Stability of Single Transition Layer in Mass-Conserving Reaction-Diffusion Systems with Bistable Nonlinearity
Hideo Ikeda, Masataka Kuwamura
TL;DR
The paper studies mass-conserving reaction-diffusion systems with bistable nonlinearity and proves the existence of stationary single-transition-layer solutions using an analytic singular perturbation approach. Stability is characterized via the Evans function by computing the spectrum of the linearized operator around these layers; the key finding is that the sign of $J'(v^*)$ completely determines stability.
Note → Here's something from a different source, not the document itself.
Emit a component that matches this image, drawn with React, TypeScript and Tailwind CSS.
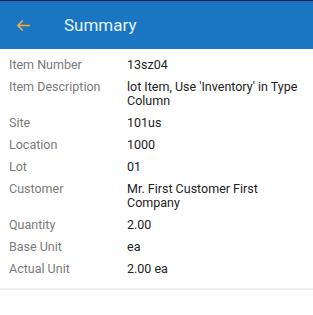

Concretely, there is a unique small eigenvalue $\\\lambda(\\varepsilon) = O(\\varepsilon)$ whose real part has the same sign as $-J'(v^*)$, establishing stability when $J'(v^*)>0$ and instability when $J'(v^*)<0$. The work also clarifies the relation between the SLEP framework and the Evans-function analysis for mass-conserving systems, showing that the Evans function provides a necessary and sufficient stability criterion in this setting.
Abstract
Mass-conserving reaction-diffusion systems with bistable nonlinearity are considered under general assumptions. The existence of stationary solutions with a single internal transition layer in such reaction-diffusion systems is shown using the analytical singular perturbation theory. Moreover, a stability criterion for the stationary solutions is provided by calculating the Evans function.